The visible manifestation of urban beautification was achieved by the boulevard, which provided the city with visual and formal consistency. In Paris, boulevards were faced with uniform facades and defined by vistas of monuments such as the Opéra, Arc de Triomphe, and the Louvre. Yet the purpose was not merely aesthetic, for the functions of beautification transcended the visible. The boulevards were intended to give the city a symbolic structure by connecting and clarifying the hierarchies of urban institutions, to allow rapid movement throughout the city for the many forms of traffic (official, military, commercial, and public), and to aid in the policing of the city by the elimination or containment of labyrinthine urban districts.

The elements that came to be accepted as requirements for urban development—slum clearance, wide avenues, and uniform facades—were the basis of one of the most explicit movements to impose particular ideas of beauty on the city, the City Beautiful Movement. This movement was manifested most clearly in built form at the 1893 World’s Columbian Exhibition in Chicago, also called the “White City.” Its main proponent, the architect and city planner Daniel Burnham, believed that the unsightly aspects of city life embodied by crowded tenements and narrow streets should be cleared away and replaced with airy, ordered avenues and uniform facades in the Beaux-Arts style. In turn it was hoped that social ills of poverty, disease, and crime would be eliminated through the elimination of their environments.

Beauty, like many social constructions, is a product of specific periods of history. In the urban context, one period of history’s idea of beauty is often imposed on past notions—and the form that this takes, as in Haussmann’s Paris and the City Beautiful Movement, is through the demolition of the past. Presently, there is perhaps no clearer manifestation of these tendencies than in contemporary China, where the combination of unchallenged, centralized power and extreme economic development have enabled one of China’s most significant and extensive urban transformations.

The tradition of authoritarian power that enabled the uniform construction and ordered layouts that once defined Chinese cities is also the tradition enabling their destruction. The rationale for the large-scale demolition of traditional urban fabrics is not so different from the goals expounded by the urban beautification movements in Europe and the United States. In Beijing, many traditional neighborhoods have been officially labeled as “dangerous” and “dilapidated”. The decay of traditional neighborhoods is the result of an ideologically driven reconfiguration of the original fabric, as the Communist Party, in the early years of its new state, ordered traditional homes to be transformed from private family households to multifamily compounds. As a result, unregulated constructions and additions dismantled the architectural integrity of the homes, and filled the courtyards with haphazard shanties. The decades of state-sponsored disdain of history during the Mao era effectively turned urban fabrics once symbolic of Chinese culture and society into slums.

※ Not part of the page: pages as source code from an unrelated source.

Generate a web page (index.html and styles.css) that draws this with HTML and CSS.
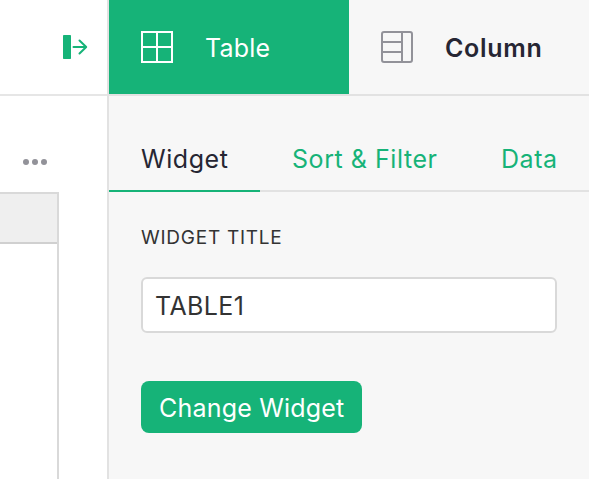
FILE: index.html
```html
<!DOCTYPE html>
<html lang="en">
<head>
<meta charset="utf-8">
<title>Table</title>
<link rel="stylesheet" href="styles.css">
</head>
<body>
<div class="app">
  <main class="page">
    <header class="page-header">
      <svg class="panel-toggle" width="26" height="26" viewBox="0 0 26 26">
        <rect x="1" y="1" width="8" height="24" rx="0.7" fill="#16b378"/>
        <path d="M11.5 13H24M17.5 6.5L24.2 13L17.5 19.5" fill="none" stroke="#16b378" stroke-width="2" stroke-linecap="round" stroke-linejoin="round"/>
      </svg>
    </header>
    <div class="section-title">
      <svg width="24" height="6" viewBox="0 0 24 6" fill="#929299"><circle cx="3" cy="3" r="3"/><circle cx="12" cy="3" r="3"/><circle cx="21" cy="3" r="3"/></svg>
    </div>
    <div class="grid"><div class="grid-header"></div></div>
  </main>
  <aside class="panel">
    <nav class="top-tabs">
      <div class="top-tab active">
        <svg width="32" height="32" viewBox="0 0 32 32" fill="none" stroke="#fff" stroke-width="2"><path d="M1 1H31V31H1ZM16 1V31M1 16H31"/></svg>
        <span class="table-label">Table</span>
      </div>
      <div class="top-tab">
        <svg width="32" height="32" viewBox="0 0 32 32" fill="none" stroke="#929299" stroke-width="2"><rect x="1" y="1" width="30" height="30" rx="2"/><path d="M21 1V31M1 11H21M1 21H21"/></svg>
        <span class="column-label">Column</span>
      </div>
    </nav>
    <nav class="sub-tabs">
      <a class="sub-tab widget active">Widget</a>
      <a class="sub-tab sort">Sort &amp; Filter</a>
      <a class="sub-tab data">Data</a>
    </nav>
    <section class="config">
      <div class="label">WIDGET TITLE</div>
      <div class="field">TABLE1</div>
      <button class="button">Change Widget</button>
    </section>
  </aside>
</div>
</body>
</html>
```
FILE: styles.css
```css
* { box-sizing: border-box; }
body { margin: 0; background: #fff; font-family: Inter, "Liberation Sans", sans-serif; font-size: 25px; line-height: 32px; color: #262633; }
svg { display: block; flex: none; }
.app { display: flex; width: 589px; height: 479px; overflow: hidden; }
.page { width: 107px; display: flex; flex-direction: column; }
.page-header { height: 96px; border-bottom: 2px solid #e6e6e6; display: flex; align-items: center; padding-left: 62px; }
.section-title { height: 96px; padding: 63px 0 0 23px; }
.grid { width: 59px; flex: 1; border-top: 2px solid #d9d9d9; border-right: 2px solid #d9d9d9; }
.grid-header { height: 50px; background: #efefef; border-bottom: 2px solid #d0d0d0; }
.panel { width: 482px; background: #f7f7f7; border-left: 2px solid #e2e2e2; }
.top-tabs { display: flex; height: 96px; border-bottom: 2px solid #e2e2e2; }
.top-tab { width: 240px; display: flex; align-items: center; gap: 32px; padding-left: 32px; white-space: nowrap; }
.top-tab.active { background: #16b378; color: #fff; }
.table-label { letter-spacing: 0.2px; padding-top: 2px; }
.column-label { font-weight: 600; letter-spacing: 0.7px; padding-top: 2px; }
.sub-tabs { display: flex; height: 96px; border-bottom: 2px solid #e2e2e2; }
.sub-tab { height: 96px; padding: 47px 0 0 32px; color: #16b378; letter-spacing: 0.55px; white-space: nowrap; }
.sub-tab.active { color: #262633; border-bottom: 2px solid #16b378; }
.widget { width: 151px; }
.sort { width: 209px; }
.config { padding: 31px 32px 0; display: flex; flex-direction: column; align-items: flex-start; }
.label { height: 54px; font-size: 19px; line-height: 30px; letter-spacing: 0.75px; color: #333; white-space: nowrap; }
.field { width: 416px; height: 56px; padding: 11px 0 0 12px; border: 2px solid #d9d9d9; border-radius: 6px; background: #fff; color: #333; letter-spacing: 0.4px; }
.button { width: 221px; height: 52px; margin-top: 48px; padding: 2px 0 0 18px; border: 0; border-radius: 8px; background: #16b378; color: #fff; font: inherit; letter-spacing: 0.2px; text-align: left; white-space: nowrap; }
```
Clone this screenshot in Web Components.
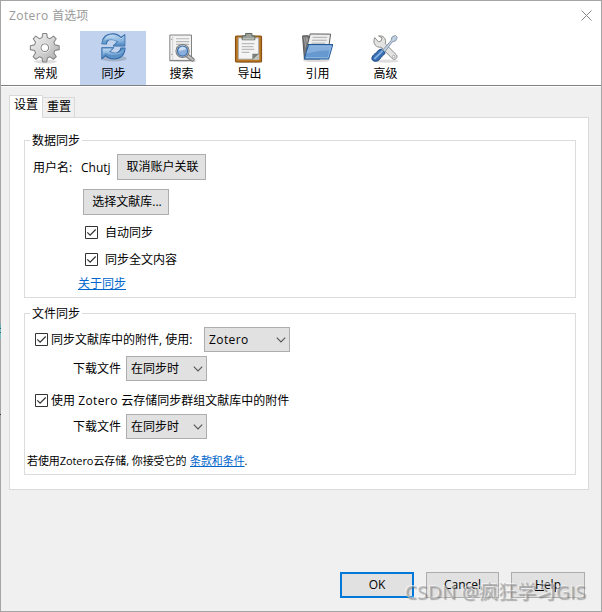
<!DOCTYPE html>
<html lang="zh-CN"><head><meta charset="utf-8"><title>Zotero 首选项</title>
<style>
html,body{margin:0;width:602px;height:612px;overflow:hidden}
body{font:12px/16px "Open Sans","Noto Sans CJK SC",sans-serif;color:#000}
</style></head><body>
<pref-window></pref-window>
<script>
const define=(name,html,setup)=>customElements.define(name,class extends HTMLElement{
  connectedCallback(){
    if(this.shadowRoot)return;
    const root=this.attachShadow({mode:'open'});
    root.innerHTML=html;
    if(setup)setup(this,root);
  }
});

const icons={
gear:`<defs><linearGradient id="g" x1="0" y1="0" x2="1" y2="1"><stop stop-color="#f6f6f6"/><stop offset=".5" stop-color="#d4d4d4"/><stop offset="1" stop-color="#a9a9a9"/></linearGradient></defs><ellipse cx="17" cy="30" rx="12" ry="2" fill="#000" opacity=".13"/><path fill="url(#g)" stroke="#858585" stroke-width="1.1" stroke-linejoin="round" fill-rule="evenodd" d="M14.3 1h3.9l.8 4.3 2.7 1.1 3.6-2.7 2.8 2.8-2.5 3.6 1.1 2.7 4.4.9v4l-4.4.8-1.1 2.7 2.5 3.6-2.8 2.8-3.6-2.5-2.7 1.1-.8 4.3h-3.9l-.9-4.3-2.7-1.1-3.6 2.5-2.8-2.8 2.5-3.6-1.1-2.7-4.3-.8v-4l4.3-.9 1.1-2.7-2.5-3.6 2.8-2.8 3.6 2.7 2.7-1.1zM16.3 11.7a4 4 0 1 0 .01 0z"/><circle cx="16.3" cy="15.7" r="5" fill="none" stroke="#eee" stroke-width=".8"/>`,
sync:`<defs><linearGradient id="s" x1="0" y1="0" x2="0" y2="1"><stop stop-color="#c0dbf1"/><stop offset=".6" stop-color="#83b1dc"/><stop offset="1" stop-color="#4e86c2"/></linearGradient></defs><g transform="translate(2.2 -.6) scale(.94 .96)"><ellipse cx="16" cy="28.5" rx="14" ry="3.2" fill="#456" opacity=".26"/><g stroke="#3169a5" stroke-width="1.1" stroke-linejoin="round"><path fill="#6fa3d4" d="M3 12.8C3.5 5 9 2 15 2c4 0 7 1.5 9 4l4.2-3v12H15.6l4.7-4.5C15 5.7 8.5 7.8 8 13z"/><path fill="url(#s)" stroke="#5b8dc2" stroke-width=".6" d="M3.4 12C5 5 11 2.4 17 4c3 .8 5.3 2.4 7.3 4.3L27.6 4.5v10H16.6l4-4C14 7.3 7 8 3.4 12z"/><path fill="#5b92c8" d="M28.5 17.2C28 25 23 29 16 29c-4 0-6.5-1-9-3.5L3 29V17h13l-4.3 4c5.5 4 11.5 1.3 12.2-3.8z"/><path fill="url(#s)" stroke="#5b8dc2" stroke-width=".6" d="M28 18C25 25 16 28 7 23l-3.4 4V17.6h11.2l-3.5 3.6c6 3 12.5 1.5 16.7-3.2z"/></g><path d="M7 6.5c5-4.5 12-3.8 17.2 1.2l3-3" fill="none" stroke="#e1effa" stroke-width=".8"/></g>`,
search:`<g transform="translate(1.6 .2) scale(.97)"><ellipse cx="17" cy="30" rx="15" ry="1.4" fill="#000" opacity=".17"/><path d="M3.5 2.5h23v27h-23z" fill="#f3f3f3" stroke="#777"/><path d="M6.5 3v26" stroke="#d0d0d0"/><path d="M10 6.5h14M10 9.5h14M10 12.5h14M10 15.5h14M10 19.5h12" stroke="#b7b7b7" stroke-width="1.2"/><path d="M5 7h1M5 23h1" stroke="#777"/><path d="m21.5 24 6.2 4.6" stroke="#777" stroke-width="4.5" stroke-linecap="round"/><path d="m21.5 24 6.2 4.6" stroke="#bbb" stroke-width="2.4" stroke-linecap="round"/><circle cx="17" cy="19.5" r="7" fill="#e6e9ea" stroke="#777" stroke-width="1.1"/><circle cx="17" cy="19.5" r="5.4" fill="#8caedd" stroke="#356ca9" stroke-width="1.2"/><path d="M13 19c.3-5 7-5.7 8-1-3-1-4.5 2-8 1z" fill="#cfdff3"/></g>`,
paste:`<ellipse cx="16" cy="30.5" rx="13" ry="1" fill="#000" opacity=".2"/><rect x="2.6" y="3.6" width="26.8" height="26.8" rx="1" fill="#bd7721" stroke="#845015" stroke-width="1.2"/><path d="M5.5 5.5h21v22h-21z" fill="#f4f4f4" stroke="#aaa"/><path d="M9 11.5h13M9 14.5h12M9 17.5h13M9 20.5h8" stroke="#bbb" stroke-width="1.2"/><path d="m20 28 7-6v6z" fill="#c2c4be"/><path d="M20 28v-6h7z" fill="#777d77"/><path d="M9.5 7.5v-4H13V1h6.5v2.5h3v4z" fill="#9ca29b" stroke="#596159"/><path d="M10 6.7h12" stroke="#d5d9d4"/>`,
folder:`<ellipse cx="16" cy="29" rx="14" ry="1.5" fill="#000" opacity=".14"/><path d="m1.6 3.5 6-.2 1 2h15l-4 22H3.5z" fill="#777" stroke="#555"/><path d="m3 5 4 18M5 5l4 18M6 5l4 15" stroke="#bbb" stroke-width=".7"/><path d="m9.5 1.5 21 .2-2.2 16h-23z" fill="#eee" stroke="#555"/><path d="M12 5h15M11.5 8h15M11 11h14" stroke="#aaa"/><path d="M7.7 12.5h25l-4.2 14.8H3.4z" fill="#6699d0" stroke="#235b9a" stroke-width="1.1"/><path d="M8.5 13.8h22.7l-1.8 5c-8-1-15 1-24 3z" fill="#86afdd"/><path d="M8.5 13.8h22.7L28 26H5" fill="none" stroke="#9fc4e8" stroke-width=".8"/>`,
tools:`<g transform="translate(1 .9) scale(.97)"><ellipse cx="17" cy="29.5" rx="14" ry="1.7" fill="#000" opacity=".13"/><path d="M5 4.5 9 9l3-1 .8-3.2-3.6-2C14 1.8 18 6 16.2 11L28 22.7c2.3 2.6-1 6.8-4.2 4.3L12 14.7C6.4 15.5 2.5 11 5 4.5z" fill="#e3e4e1" stroke="#858a84"/><circle cx="25.2" cy="24.6" r="1.3" fill="#fff" stroke="#888" stroke-width=".7"/><path d="m13 18.5 9.5-11 1-3.7 3.5-1.6 2 2-1.5 3.6-4 1.4-8 11" fill="#bfd1e3" stroke="#8492a4"/><path d="m12.2 16.7 4 4c-1.3 2-2.2 3.2-4.1 4.1-1.2 3-4.3 5.7-7.6 4.7-4.5-1.4-2.4-6.5 2.6-9 .8-2 2.4-3.3 5.1-3.8z" fill="#376eb2" stroke="#173f7c"/><path d="m5.3 26.6 7.8-7.7" stroke="#83b1e3" stroke-width="2" stroke-linecap="round"/></g>`
};

define('tool-button',`<style>
:host{display:flex;flex-direction:column;align-items:center;width:66px;height:54px}
:host([selected]){background:#c1d2ee}
svg{display:block;width:32px;height:32px;margin-top:1px;flex:none}
span{line-height:18px;margin-top:1px;padding-left:1px}
</style><svg viewBox="0 0 33 32" fill="none"></svg><span><slot></slot></span>`,(el,root)=>{
  root.querySelector('svg').innerHTML=icons[el.getAttribute('icon')];
});

define('tab-label',`<style>
:host{display:block;box-sizing:border-box;width:32px;height:20px;border:1px solid #d9d9d9;border-left:0;border-bottom:0;background:#f0f0f0;padding-left:4px;line-height:18px;white-space:nowrap}
:host([selected]){width:34px;height:23px;background:#fff;border-left:1px solid #d9d9d9;padding-left:4px;line-height:18px;margin-bottom:-1px;z-index:1}
</style><slot></slot>`);

define('group-box',`<style>
:host{display:block}
fieldset{box-sizing:border-box;height:100%;margin:0;padding:0;border:1px solid #dcdcdc;min-width:0}
legend{margin-left:5px;padding:0 2px;line-height:18px;height:16px}
</style><fieldset><legend></legend><slot></slot></fieldset>`,(el,root)=>{
  root.querySelector('legend').textContent=el.getAttribute('label');
});

define('push-button',`<style>
:host{display:block;flex:none;height:26px}
button{display:flex;justify-content:center;align-items:center;width:100%;height:100%;box-sizing:border-box;border:1px solid #adadad;background:#e1e1e1;font:inherit;color:inherit;padding:0 0 var(--lift,0px) var(--inset,0px);white-space:nowrap}
:host([primary]) button{border:2px solid #0078d7}
</style><button><span><slot></slot></span></button>`);

define('check-box',`<style>
:host{display:flex;align-items:center;gap:var(--gap,3px);height:17px;white-space:nowrap}
svg{display:block;flex:none}
span{padding-top:1px}
</style><svg width="13" height="13" viewBox="0 0 13 13"><path d="M.5.5h12v12H.5z" fill="#fff" stroke="#333"/><path d="m2.3 6.4 2.8 2.8 5.6-5.7" fill="none" stroke="#333" stroke-width="1.2"/></svg><span><slot></slot></span>`);

define('drop-down',`<style>
:host{display:flex;align-items:center;justify-content:space-between;flex:none;box-sizing:border-box;height:25px;border:1px solid #adadad;background:#e1e1e1;padding:0 3px 0 4px}
</style><span><slot></slot></span><svg width="10" height="6" viewBox="0 0 10 6"><path d="m.8.7 4.2 4.2L9.2.7" fill="none" stroke="#555" stroke-width="1.1"/></svg>`);

define('text-link',`<style>
:host{display:block;color:#0066cc;text-decoration:underline;text-underline-offset:1px;white-space:nowrap}
</style><slot></slot>`);

define('pref-window',`<style>
:host{display:flex;flex-direction:column;box-sizing:border-box;width:602px;height:612px;border:1px solid #a5a5a5;background:#f0f0f0;position:relative}
header{height:30px;flex:none;box-sizing:border-box;background:#fff;display:flex;justify-content:space-between;align-items:center;padding:0 9px 0 8px;color:#999}
header svg{display:block;margin-top:-2px}
nav{display:flex;gap:2px;height:56px;flex:none;box-sizing:border-box;background:#fff;padding-left:11px;border-bottom:1px solid #fff;box-shadow:inset 0 -1px #808080}
.tabs{display:flex;align-items:flex-end;height:22px;margin:8px 0 0 8px;flex:none}
main{box-sizing:border-box;width:580px;height:373px;flex:none;margin-left:8px;border:1px solid #dadada;background:#fff;padding:14px 12px 0 14px;--inset:2px}
.row{display:flex;align-items:center;white-space:nowrap}
.z{letter-spacing:.4px}
footer{display:flex;gap:12px;margin:82px 0 0 339px}
footer push-button{width:74px}
.small{font-size:11px;letter-spacing:-.08px}
.mark{position:absolute;left:404px;top:578px;font-size:19px;line-height:26px;letter-spacing:.25px;white-space:nowrap;color:#9998;text-shadow:-1px -1px 0 #fff8,1px 1px 1px #5557;pointer-events:none}
.edge{position:absolute;left:-1px;top:323px;width:1px;height:92px;background:linear-gradient(#65adb2 0 4px,#34666a 4px 5px,#78bdc0 5px 8px,#34666a 8px 9px,#78bdc0 9px 15px,#0000 15px 90px,#333 90px 91px,#0000 91px)}
</style>
<header><span><span class="z">Zotero </span>首选项</span><svg width="11" height="11" viewBox="0 0 11 11"><path d="m.5.5 10 10m0-10-10 10" stroke="#888" stroke-width="1"/></svg></header>
<nav><tool-button icon="gear">常规</tool-button><tool-button icon="sync" selected>同步</tool-button><tool-button icon="search">搜索</tool-button><tool-button icon="paste">导出</tool-button><tool-button icon="folder">引用</tool-button><tool-button icon="tools">高级</tool-button></nav>
<div class="tabs"><tab-label selected>设置</tab-label><tab-label>重置</tab-label></div>
<main>
<group-box label="数据同步" style="height:166px">
<div class="row" style="padding-left:8px;height:26px;margin-top:6px"><span style="width:48px;padding-top:2px">用户名:</span><span style="width:36px;padding-top:2px">Chutj</span><push-button style="width:89px">取消账户关联</push-button></div>
<div class="row" style="padding-left:58px;margin-top:9px"><push-button style="width:86px">选择文献库...</push-button></div>
<div class="row" style="padding-left:60px;margin-top:9px"><check-box style="--gap:7px">自动同步</check-box></div>
<div class="row" style="padding-left:60px;margin-top:10px"><check-box style="--gap:7px">同步全文内容</check-box></div>
<div class="row" style="padding-left:53px;margin-top:8px"><text-link>关于同步</text-link></div>
</group-box>
<group-box label="文件同步" style="height:170px;margin-top:7px">
<div class="row" style="padding-left:10px;margin-top:6px"><check-box style="width:169px">同步文献库中的附件, 使用:</check-box><drop-down class="z" style="width:86px">Zotero</drop-down></div>
<div class="row" style="padding-left:48px;margin-top:4px"><span style="width:53px">下载文件</span><drop-down style="width:81px">在同步时</drop-down></div>
<div class="row" style="padding-left:10px;margin-top:11px"><check-box>使用 <span class="z">Zotero </span>云存储同步群组文献库中的附件</check-box></div>
<div class="row" style="padding-left:48px;margin-top:5px"><span style="width:53px">下载文件</span><drop-down style="width:81px">在同步时</drop-down></div>
<div class="row small" style="padding-left:2px;margin-top:14px"><span style="width:163px">若使用Zotero云存储, 你接受它的</span><text-link>条款和条件</text-link><span>.</span></div>
</group-box>
</main>
<footer><push-button primary>OK</push-button><push-button style="width:73px;--lift:0px">Cancel</push-button><push-button><u>H</u>elp</push-button></footer>
<div class="edge"></div><div class="mark">CSDN @疯狂学习GIS</div>`);
</script></body></html>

The demolition of traditional urban fabrics is, in most cases, total. With little or no historical encumbrances, new street patterns, wider streets, and buildings of uniform facades can be imposed on a blank slate. The rationale for this process is primarily economic. As in Haussmann’s Paris, the new city gives an urban face to the new society, while driving out the poor from the city centers. The social order, and its corresponding aesthetics, is one based on giving an urban face to the new wealth, the departure from an uncomfortable past, and the pursuit of the new goals and requirements introduced by the market economy. The form that urban beautification takes in China is not the adjustment and modification of existing fabrics, but is, most often, the complete erasure of the past and its replacement with the new. The urban beauty of the socially ordered, imperial past, decayed through ideological neglect, has become a casualty of a new form of beauty. To ask whether this new reality is beautiful or not is irrelevant. The more significant question is, who does this beauty belong to?